Dans le secteur des télécommunications, le groupement China Unicom, Huawei Marine et Camtel a achevé la pose du premier câble sous-marin de fibre optique reliant le Brésil au Cameroun en septembre 2018.

Dans l’assainissement des eaux, le projet PAEPYS (Projet d’adduction en eau potable de la ville de Yaoundé), d’un montant total de 400 Mds FCFA (soit 600 M EUR) a été financé par la Chine à hauteur de 85 %. Enfin, Huawei technologies installe actuellement des systèmes solaires photovoltaïques dans plus de 350 localités du Cameroun. La première phase du projet avait été financée à hauteur de 85 % par le groupe chinois. La deuxième phase du projet, dont l’accord de prêt a été signé en juin 2017, atteint un montant total de 68 Mds FCFA, financé intégralement par la Bank of China.

 

Le degré d’endettement du Cameroun parait peu compatible avec une poursuite du lancement de nouveaux projets à un rythme aussi soutenu

En conséquence, la Chine est désormais de loin le premier créancier du Cameroun.

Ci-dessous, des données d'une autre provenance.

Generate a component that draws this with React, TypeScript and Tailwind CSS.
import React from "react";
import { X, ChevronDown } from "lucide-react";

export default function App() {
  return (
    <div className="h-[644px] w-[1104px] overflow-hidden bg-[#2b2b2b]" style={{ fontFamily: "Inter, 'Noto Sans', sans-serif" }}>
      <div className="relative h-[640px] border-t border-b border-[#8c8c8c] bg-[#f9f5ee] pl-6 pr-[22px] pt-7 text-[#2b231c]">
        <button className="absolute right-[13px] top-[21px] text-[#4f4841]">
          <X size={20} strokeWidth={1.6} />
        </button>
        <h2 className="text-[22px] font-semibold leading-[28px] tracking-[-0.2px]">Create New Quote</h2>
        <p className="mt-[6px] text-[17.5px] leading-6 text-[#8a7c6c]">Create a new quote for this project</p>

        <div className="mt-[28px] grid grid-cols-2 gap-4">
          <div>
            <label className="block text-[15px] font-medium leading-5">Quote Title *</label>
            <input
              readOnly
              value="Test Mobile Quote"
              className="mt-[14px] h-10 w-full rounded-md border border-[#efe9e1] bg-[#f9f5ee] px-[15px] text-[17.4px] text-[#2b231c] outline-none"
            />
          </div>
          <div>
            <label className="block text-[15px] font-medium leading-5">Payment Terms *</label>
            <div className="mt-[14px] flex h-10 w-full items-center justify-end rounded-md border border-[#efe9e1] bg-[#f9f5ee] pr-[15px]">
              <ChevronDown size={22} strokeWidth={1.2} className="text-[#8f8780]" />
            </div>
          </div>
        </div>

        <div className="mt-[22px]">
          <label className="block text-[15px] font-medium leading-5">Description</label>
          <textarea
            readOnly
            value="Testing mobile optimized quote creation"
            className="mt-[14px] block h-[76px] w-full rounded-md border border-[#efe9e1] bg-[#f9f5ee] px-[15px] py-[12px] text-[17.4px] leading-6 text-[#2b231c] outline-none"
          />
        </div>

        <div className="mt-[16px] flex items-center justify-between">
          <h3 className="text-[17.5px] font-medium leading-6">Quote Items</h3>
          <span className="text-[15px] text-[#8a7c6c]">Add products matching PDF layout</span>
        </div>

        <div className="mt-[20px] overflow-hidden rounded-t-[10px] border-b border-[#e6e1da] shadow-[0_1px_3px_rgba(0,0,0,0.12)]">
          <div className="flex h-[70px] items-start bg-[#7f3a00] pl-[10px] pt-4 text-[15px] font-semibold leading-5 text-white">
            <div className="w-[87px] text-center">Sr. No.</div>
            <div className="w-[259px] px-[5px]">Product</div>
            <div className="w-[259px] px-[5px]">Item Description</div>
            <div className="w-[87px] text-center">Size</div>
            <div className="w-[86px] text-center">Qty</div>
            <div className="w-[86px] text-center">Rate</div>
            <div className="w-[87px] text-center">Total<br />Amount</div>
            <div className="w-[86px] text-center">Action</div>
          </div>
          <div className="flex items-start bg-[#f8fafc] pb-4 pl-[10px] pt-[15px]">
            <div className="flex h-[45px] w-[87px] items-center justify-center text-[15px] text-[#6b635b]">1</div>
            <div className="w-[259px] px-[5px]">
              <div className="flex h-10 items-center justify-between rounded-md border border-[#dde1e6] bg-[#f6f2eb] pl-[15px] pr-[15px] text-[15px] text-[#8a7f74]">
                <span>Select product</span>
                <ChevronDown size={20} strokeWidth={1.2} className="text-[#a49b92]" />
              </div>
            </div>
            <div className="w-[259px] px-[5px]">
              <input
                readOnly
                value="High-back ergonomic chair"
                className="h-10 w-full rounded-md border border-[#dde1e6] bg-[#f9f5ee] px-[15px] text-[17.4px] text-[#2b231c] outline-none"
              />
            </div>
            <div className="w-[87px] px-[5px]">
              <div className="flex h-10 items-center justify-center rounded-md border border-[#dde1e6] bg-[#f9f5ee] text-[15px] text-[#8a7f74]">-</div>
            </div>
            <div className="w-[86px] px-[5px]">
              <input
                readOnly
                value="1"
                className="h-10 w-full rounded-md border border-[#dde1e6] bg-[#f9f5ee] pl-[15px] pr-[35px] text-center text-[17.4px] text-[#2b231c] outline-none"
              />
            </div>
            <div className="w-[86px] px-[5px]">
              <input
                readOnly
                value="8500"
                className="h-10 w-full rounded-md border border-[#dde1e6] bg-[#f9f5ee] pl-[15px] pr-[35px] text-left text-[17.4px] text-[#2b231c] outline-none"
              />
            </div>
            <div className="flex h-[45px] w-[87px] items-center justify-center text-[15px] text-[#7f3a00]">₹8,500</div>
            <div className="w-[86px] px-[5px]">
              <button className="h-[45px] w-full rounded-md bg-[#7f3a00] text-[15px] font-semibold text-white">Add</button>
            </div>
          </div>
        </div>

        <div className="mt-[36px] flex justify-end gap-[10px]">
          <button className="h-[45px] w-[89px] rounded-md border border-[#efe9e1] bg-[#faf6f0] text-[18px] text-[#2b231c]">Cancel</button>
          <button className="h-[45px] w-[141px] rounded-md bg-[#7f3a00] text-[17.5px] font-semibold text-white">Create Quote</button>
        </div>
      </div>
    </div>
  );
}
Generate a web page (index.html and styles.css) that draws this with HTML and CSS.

Selon les données communiquées par la Caisse autonome d’amortissement, en charge de la gestion de la dette au Cameroun, l’encours de la dette chinoise s’élevait à 1 600,6 Mds FCFA au mois d’août 2018 (soit plus de 30  de l’encours total de la dette extérieure), en hausse de 17,2 % par rapport à fin 2016 et de 10,0 % par rapport à fin 2017. Bien que le Cameroun fasse preuve d’une meilleure capacité de résistance que les autres pays de la CEMAC, il a accumulé d’importants arriérés sur sa dette intérieure et le service de la dette a atteint un niveau difficilement soutenable. Le FMI a classé le pays en risque élevé de surendettement.

Les dernières visites du président Biya en Chine (mars 2018, septembre 2018) ont été l’occasion d’aborder les questions de renégociation de la dette. Des discussions ont d’ores et déjà été entamées avec Eximbank China pour l’annulation de la moitié de la dette due à cette banque et le rééchelonnement de l’autre moitié. Le montant global de cette dette serait d’environ 400 Mds FCFA. Aucune confirmation officielle n’a cependant été communiquée.